Twitter’s alleged censoring of a New York Post article on Hunter Biden is “unusual intervention that is not universally applied,” Sen. Josh Hawley, R-Mo., wrote CEO Jack Dorsey Wednesday. "I find this behavior stunning but not surprising from a platform that has censored the President of the United States,” he wrote, saying it raises questions “about the applicability” of Twitter policy. Twitter didn’t comment by our deadline. Hawley also cited Supreme Court Justice Clarence Thomas’ recent statement urging the high court to consider reviewing Communications Decency Act Section 230’s language (see 2010130044), during SCOTUS nominee Amy Coney Barrett’s Wednesday confirmation hearing session. The Senate Judiciary Committee’s hearing on Barrett, which began Monday, hasn’t touched much on telecom and tech issues. Hawley’s Section 230 citation came as a reference in a question about courts’ authority to expand statute. Hawley noted Thomas’ assertion that courts had dramatically rewritten Section 230 in decisions since 1996. Barrett noted she hadn’t ruled on any Section 230 cases but said generally she sees a “danger” in courts substituting their own judgment in place of statutory language, which would subvert “the will of the people.” Hawley said he believes that's what courts have done in the case of Section 230.

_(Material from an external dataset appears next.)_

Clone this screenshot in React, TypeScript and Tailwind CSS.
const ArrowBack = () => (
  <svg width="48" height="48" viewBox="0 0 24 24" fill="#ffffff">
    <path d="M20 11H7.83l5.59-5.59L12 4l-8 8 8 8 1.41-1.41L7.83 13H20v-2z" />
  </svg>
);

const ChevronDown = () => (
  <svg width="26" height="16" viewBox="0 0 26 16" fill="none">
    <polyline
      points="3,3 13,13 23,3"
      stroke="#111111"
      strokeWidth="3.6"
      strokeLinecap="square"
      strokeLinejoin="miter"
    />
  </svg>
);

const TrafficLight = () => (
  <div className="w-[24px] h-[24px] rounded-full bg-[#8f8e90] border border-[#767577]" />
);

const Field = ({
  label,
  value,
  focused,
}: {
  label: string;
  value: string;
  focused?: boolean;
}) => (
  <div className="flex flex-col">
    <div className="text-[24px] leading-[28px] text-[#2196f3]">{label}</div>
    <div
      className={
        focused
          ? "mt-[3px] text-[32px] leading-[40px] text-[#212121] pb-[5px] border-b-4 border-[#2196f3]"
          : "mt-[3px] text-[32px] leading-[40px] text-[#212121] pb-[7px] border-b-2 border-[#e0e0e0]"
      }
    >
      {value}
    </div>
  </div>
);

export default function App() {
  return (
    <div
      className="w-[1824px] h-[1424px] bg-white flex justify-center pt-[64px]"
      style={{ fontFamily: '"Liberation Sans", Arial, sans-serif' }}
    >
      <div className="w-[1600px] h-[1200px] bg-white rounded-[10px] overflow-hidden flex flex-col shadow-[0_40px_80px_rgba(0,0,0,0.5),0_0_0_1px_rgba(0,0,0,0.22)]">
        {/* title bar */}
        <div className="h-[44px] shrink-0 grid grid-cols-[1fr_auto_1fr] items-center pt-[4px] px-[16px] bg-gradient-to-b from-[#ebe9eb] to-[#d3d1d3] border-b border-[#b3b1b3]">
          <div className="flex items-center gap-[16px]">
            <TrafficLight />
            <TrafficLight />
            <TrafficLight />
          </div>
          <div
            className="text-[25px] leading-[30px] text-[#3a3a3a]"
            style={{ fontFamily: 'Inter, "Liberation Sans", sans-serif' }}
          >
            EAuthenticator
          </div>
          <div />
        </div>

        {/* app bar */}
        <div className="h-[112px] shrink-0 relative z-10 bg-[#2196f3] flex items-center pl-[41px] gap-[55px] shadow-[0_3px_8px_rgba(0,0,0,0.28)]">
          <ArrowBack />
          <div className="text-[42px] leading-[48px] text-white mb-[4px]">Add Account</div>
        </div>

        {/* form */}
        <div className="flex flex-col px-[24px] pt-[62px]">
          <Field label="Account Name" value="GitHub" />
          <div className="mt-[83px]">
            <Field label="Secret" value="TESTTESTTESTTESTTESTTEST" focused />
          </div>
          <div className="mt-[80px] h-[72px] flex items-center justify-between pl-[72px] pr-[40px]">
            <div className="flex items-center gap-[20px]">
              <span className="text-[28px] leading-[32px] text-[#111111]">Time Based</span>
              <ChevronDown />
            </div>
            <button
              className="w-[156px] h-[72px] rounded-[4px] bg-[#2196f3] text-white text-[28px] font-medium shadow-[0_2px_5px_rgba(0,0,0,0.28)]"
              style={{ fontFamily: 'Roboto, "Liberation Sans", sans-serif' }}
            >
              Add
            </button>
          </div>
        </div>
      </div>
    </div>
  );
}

The FBI detected more than 200 unmanned aerial systems flying in restricted national security airspace October 2019-September, DOJ announced Tuesday. The FBI monitored dozens of events, including the Super Bowl, World Series and Rose Bowl and took corrective action, the department said. Officials expect an “increase in enforcement activity in response to the misuse of UAS,” Justice said. The bureau has seized about a dozen UASs violating flight restrictions at events in fiscal 2020.

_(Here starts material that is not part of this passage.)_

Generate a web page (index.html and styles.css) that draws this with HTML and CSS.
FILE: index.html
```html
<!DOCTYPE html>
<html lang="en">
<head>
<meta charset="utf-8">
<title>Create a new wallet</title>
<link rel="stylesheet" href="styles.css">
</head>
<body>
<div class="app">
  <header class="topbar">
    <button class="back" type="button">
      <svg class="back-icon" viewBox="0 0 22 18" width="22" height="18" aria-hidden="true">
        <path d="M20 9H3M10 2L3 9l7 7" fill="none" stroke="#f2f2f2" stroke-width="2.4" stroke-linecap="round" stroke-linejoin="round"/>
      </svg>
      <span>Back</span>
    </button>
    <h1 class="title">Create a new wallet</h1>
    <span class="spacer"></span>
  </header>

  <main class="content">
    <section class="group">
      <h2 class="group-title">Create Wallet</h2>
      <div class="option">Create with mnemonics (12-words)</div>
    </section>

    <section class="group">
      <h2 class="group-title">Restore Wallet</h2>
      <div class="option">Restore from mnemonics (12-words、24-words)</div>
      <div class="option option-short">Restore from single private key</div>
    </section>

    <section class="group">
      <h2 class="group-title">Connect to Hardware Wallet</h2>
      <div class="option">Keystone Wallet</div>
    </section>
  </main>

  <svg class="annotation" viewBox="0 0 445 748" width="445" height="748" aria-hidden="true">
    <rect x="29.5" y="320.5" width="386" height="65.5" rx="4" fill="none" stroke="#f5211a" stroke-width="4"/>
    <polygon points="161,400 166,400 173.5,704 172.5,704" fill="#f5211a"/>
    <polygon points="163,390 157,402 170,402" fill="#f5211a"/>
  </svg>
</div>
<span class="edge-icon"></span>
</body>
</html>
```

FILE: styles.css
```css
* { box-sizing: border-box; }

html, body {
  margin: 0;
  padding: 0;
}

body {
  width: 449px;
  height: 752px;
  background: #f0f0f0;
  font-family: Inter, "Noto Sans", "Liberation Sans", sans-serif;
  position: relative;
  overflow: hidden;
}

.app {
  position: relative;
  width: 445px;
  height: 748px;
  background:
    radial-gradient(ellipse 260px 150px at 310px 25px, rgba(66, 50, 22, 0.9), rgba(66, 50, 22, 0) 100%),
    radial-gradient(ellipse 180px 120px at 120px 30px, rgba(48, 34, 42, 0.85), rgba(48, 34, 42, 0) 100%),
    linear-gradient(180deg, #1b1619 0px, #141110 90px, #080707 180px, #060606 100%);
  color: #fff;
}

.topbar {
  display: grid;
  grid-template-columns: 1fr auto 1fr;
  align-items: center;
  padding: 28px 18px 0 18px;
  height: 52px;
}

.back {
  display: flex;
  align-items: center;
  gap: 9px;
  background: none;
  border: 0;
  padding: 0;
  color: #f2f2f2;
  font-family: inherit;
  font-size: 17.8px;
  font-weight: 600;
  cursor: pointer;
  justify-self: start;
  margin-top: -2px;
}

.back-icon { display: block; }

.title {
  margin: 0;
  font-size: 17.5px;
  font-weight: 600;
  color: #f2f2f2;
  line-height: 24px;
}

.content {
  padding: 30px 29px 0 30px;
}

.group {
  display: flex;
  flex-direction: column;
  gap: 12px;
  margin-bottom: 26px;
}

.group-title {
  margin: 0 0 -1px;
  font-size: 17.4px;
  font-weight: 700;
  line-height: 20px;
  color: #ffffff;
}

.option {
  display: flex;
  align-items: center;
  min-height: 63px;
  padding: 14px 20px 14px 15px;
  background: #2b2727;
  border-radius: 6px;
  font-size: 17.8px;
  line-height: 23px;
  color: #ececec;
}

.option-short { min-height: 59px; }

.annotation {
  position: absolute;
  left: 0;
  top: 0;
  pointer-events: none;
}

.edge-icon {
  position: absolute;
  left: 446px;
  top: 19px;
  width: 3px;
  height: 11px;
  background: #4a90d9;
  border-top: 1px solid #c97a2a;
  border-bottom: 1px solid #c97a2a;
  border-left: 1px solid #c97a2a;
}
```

Twitter won’t allow anyone to use the platform “to manipulate or interfere in elections,” blogged the company Friday. People on Twitter, including candidates for office, will be barred from claiming an election win “before it is authoritatively called,” it said. “We require either an announcement from state election officials, or a public projection from at least two authoritative, national news outlets that make independent election calls.” Starting this week, when someone tries to retweet a post labeled as containing “misleading information,” they will see a prompt “pointing them to credible information about the topic before they are able to amplify it,” said the company. “Tweets with labels are already de-amplified through our own recommendation systems and these new prompts will give individuals more context.” Facebook announced its own election safeguards earlier in the week, stipulating its policy for contested races. If the candidate declared the winner by major media outlets “is contested by another candidate or party, we will show the name of the declared winning candidate with notifications at the top of Facebook and Instagram, as well as label posts from presidential candidates, with the declared winner’s name and a link to the Voting Information Center,” it said. If a candidate declares “premature victory,” Facebook will add to the notifications that “counting is still in progress and no winner has been determined.”

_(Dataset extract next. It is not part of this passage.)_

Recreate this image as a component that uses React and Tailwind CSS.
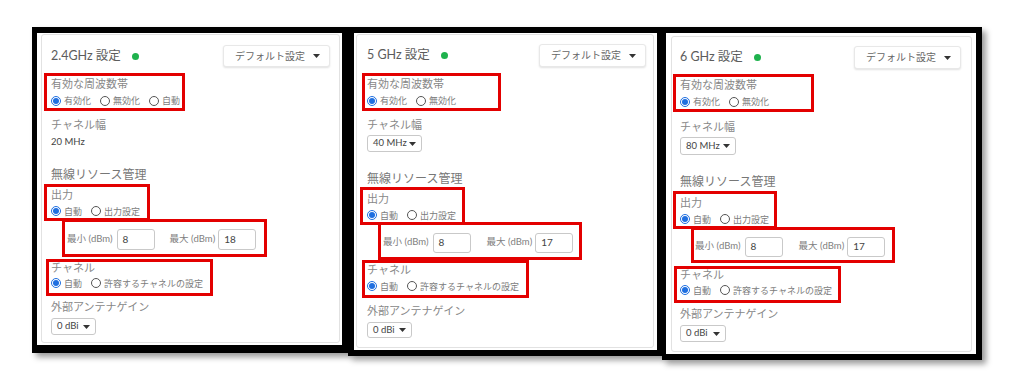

The Office of Justice Programs can procure and operate drones only in a manner “that promotes public safety, protects individuals’ privacy and civil liberties, and mitigates the risks of cyber intrusion and foreign influence,” DOJ said in a revised policy issued Thursday. It applies to grants for the purchase and operation of foreign-made unmanned aircraft systems. Deputy Attorney General Jeffrey Rosen cited risks from “foreign-made UAS and the potential for related data compromise.”